What gear combination are you in when you're hitting this stuff? I find it helps to be in a larger chain ring. It raises the tension in the whole system. If you have extra links in your chain, removing them helps. If you don't use your large chain ring, consider replacing it with a bash guard so you can shorten your chain even more.

IME, as long as I'm not in my small chain ring, I don't throw my chain that badly to the inside. At worst, it ends up on the small chain ring, and shifts back up when I pedal. If my front derailleur is tuned correctly, which it generally is,  I don't throw my chain to the outside. Having a bash guard should almost completely eliminate that possibility anyway.

From Google Shopping, it looks like pickings are getting slim for 8-speed shifters. I saw some nice ones on EBay, but that was $115 - hardly cheap. Or there's Alivio for $40. Which would be silly, when Deore 9-speed are kicking around for the same price.

I had Alivio shifters for a few years, and they did the job. I really like the shorter throws that my current 9-speed LX shifters have. The extra cog from 8 to 9... meh. 9 to 10 on my road bike was nice, though. Rambling aside, I think if you decide to throw money at your shifters, Deore 9-speed are probably going to be the best bang for the buck. But I think it would be pointless to do that until you get your bike to actually work, and I don't think shifters are part of that.

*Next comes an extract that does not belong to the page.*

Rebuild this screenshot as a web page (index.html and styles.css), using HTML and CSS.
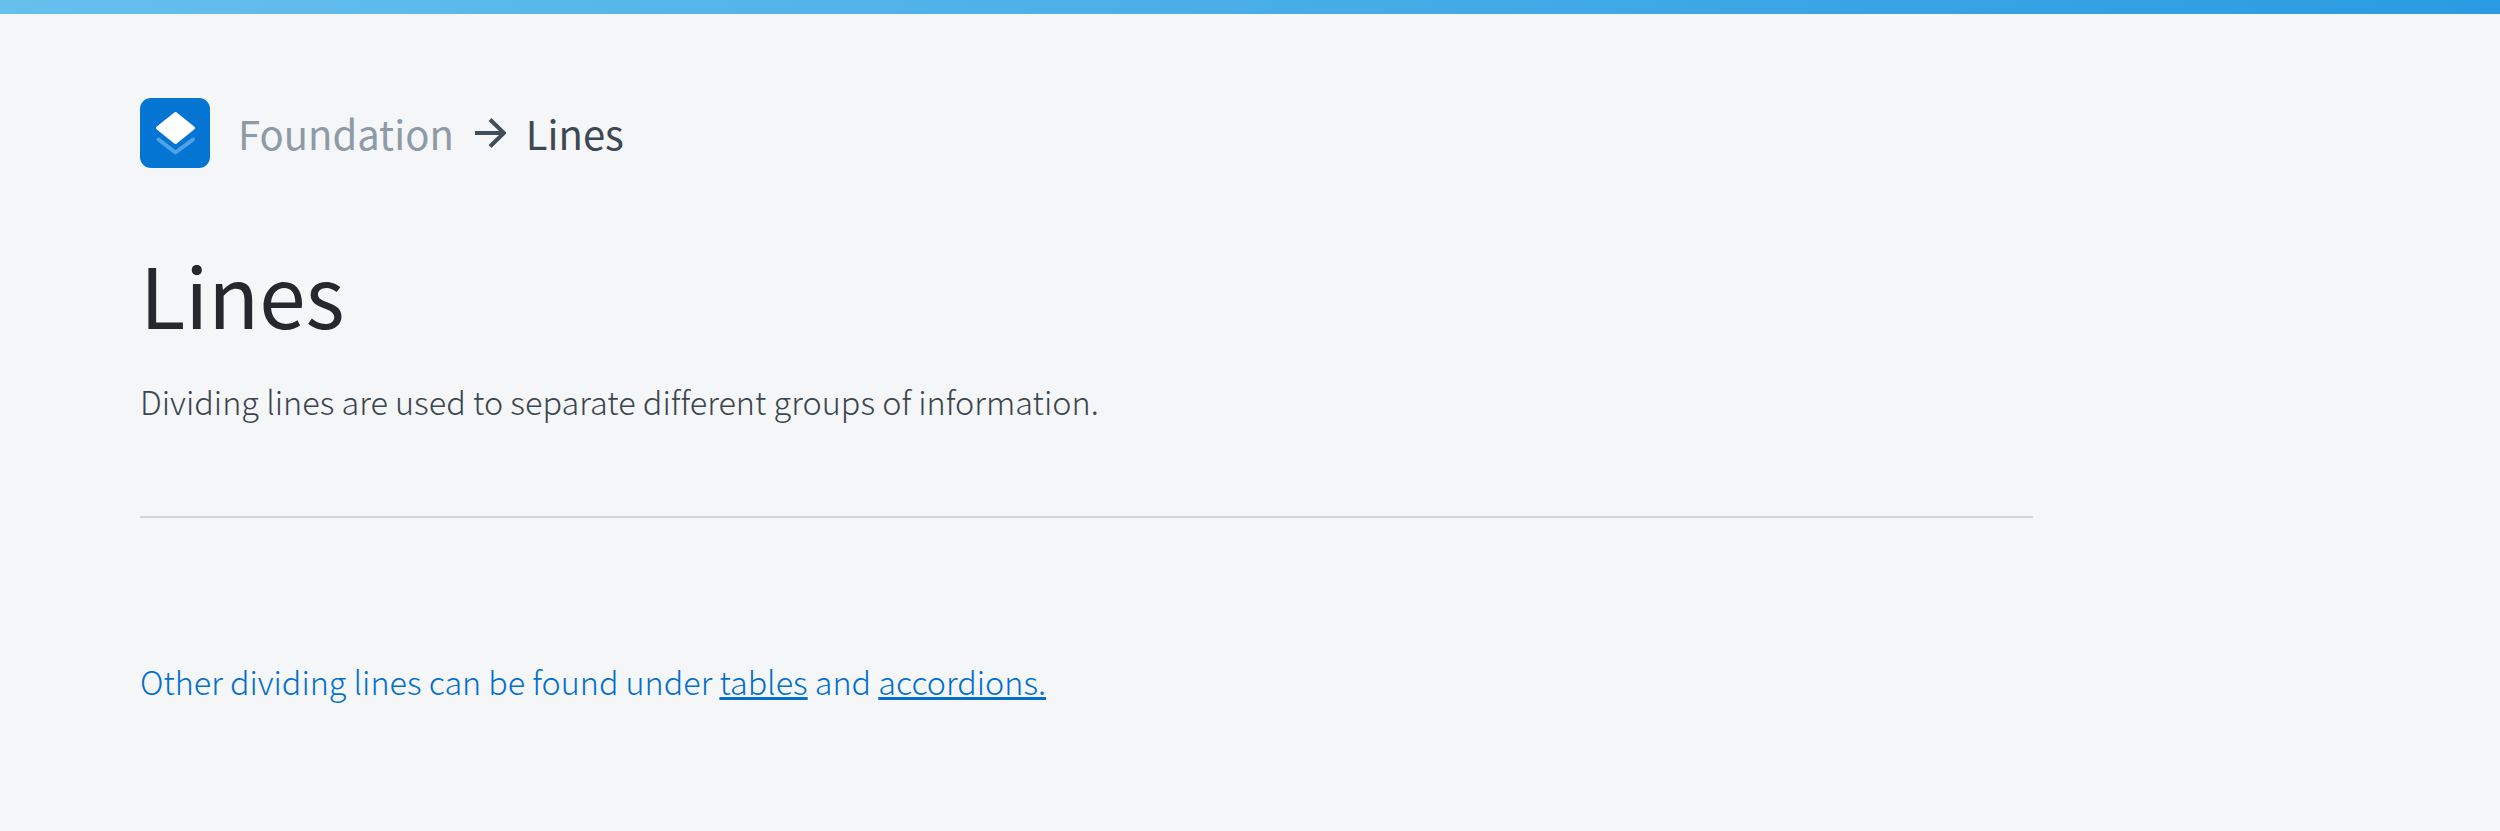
FILE: index.html
```html
<!DOCTYPE html>
<html lang="en">
<head>
<meta charset="UTF-8" />
<title>Lines</title>
<link rel="stylesheet" href="styles.css">
</head>
<body>
<div class="topbar"></div>
<div class="page">
  <nav class="crumbs">
    <svg class="logo" width="70" height="70" viewBox="0 0 70 70">
      <rect width="70" height="70" rx="11" fill="#0575d3"/>
      <path d="M18.500 41.500l17 13 17.500-13" fill="none" stroke="#4fa2e3" stroke-width="4" stroke-linecap="round" stroke-linejoin="round"/>
      <path d="M35.500 15.500L53.500 30 35.500 44.500 17.500 30z" fill="#fff" stroke="#fff" stroke-width="3" stroke-linejoin="round"/>
    </svg>
    <span class="crumb">Foundation</span>
    <svg class="arrow" width="32" height="32" viewBox="0 0 32 32">
      <path d="M1 16h28M16 2.500l14 13.500-14 13.500" fill="none" stroke="#414d58" stroke-width="4"/>
    </svg>
    <span class="crumb current">Lines</span>
  </nav>
  <h1>Lines</h1>
  <p class="lead">Dividing lines are used to separate different groups of information.</p>
  <hr class="divider">
  <p class="note">Other dividing lines can be found under <a href="#">tables</a> and <a href="#">accordions.</a></p>
</div>
</body>
</html>
```
FILE: styles.css
```css
* {
  box-sizing: border-box;
}
body {
  margin: 0;
  background: #f5f6f8;
  font-family: 'Noto Sans CJK SC', 'Noto Sans', sans-serif;
  font-variant-ligatures: none;
  color: #414d58;
}
.topbar {
  height: 14px;
  background: linear-gradient(90deg, #66c0ee, #2a9be2);
}
.page {
  width: 1893px;
  margin-left: 140px;
  padding-top: 84px;
}
.crumbs {
  display: flex;
  align-items: center;
  height: 70px;
}
.logo {
  margin-right: 28px;
}
.crumb {
  font-size: 40px;
  color: #8e9ba7;
}
.crumb.current {
  color: #3d4852;
}
.arrow {
  margin: 0 20px;
}
h1 {
  margin: 70px 0 0;
  font-size: 83.5px;
  font-weight: 400;
  line-height: 110px;
  color: #25292d;
}
.lead {
  margin: 31px 0 0;
  font-size: 32.4px;
  font-weight: 300;
  line-height: 44px;
  color: #3a4650;
}
.divider {
  margin: 93px 0 0;
  border: 0;
  border-top: 2px solid #d4d6d9;
}
.note {
  margin: 141px 0 0;
  font-size: 32.3px;
  font-weight: 300;
  line-height: 44px;
  color: #0470cc;
}
.note a {
  color: inherit;
}
```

Also, in the picture it looked like you had a megarange cog. Count 'em - are you sure there's eight? Looks like a 7-speed freewheel to me, which prevents you from upgrading without replacing your rear wheel. Also if you have a freewheel, check for a broken axle. It would explain the weirdness.

And FWIW, if I was to buy an aftermarket quick release skewer, it would be one of the Shimano ones.

Bicycle Quick-release Skewers


----------



## bikeman1 (Jul 6, 2011)

My current skewer doesn't seem bent.. I'll probably get the Sram Attack shifters.

When jumping i'm on left 3 and right 4 or 5.


----------



## David C (May 25, 2011)

bikeman1 said:


> My current skewer doesn't seem bent.. I'll probably get the Sram Attack shifters.
> 
> When jumping i'm on left 3 and right 4 or 5.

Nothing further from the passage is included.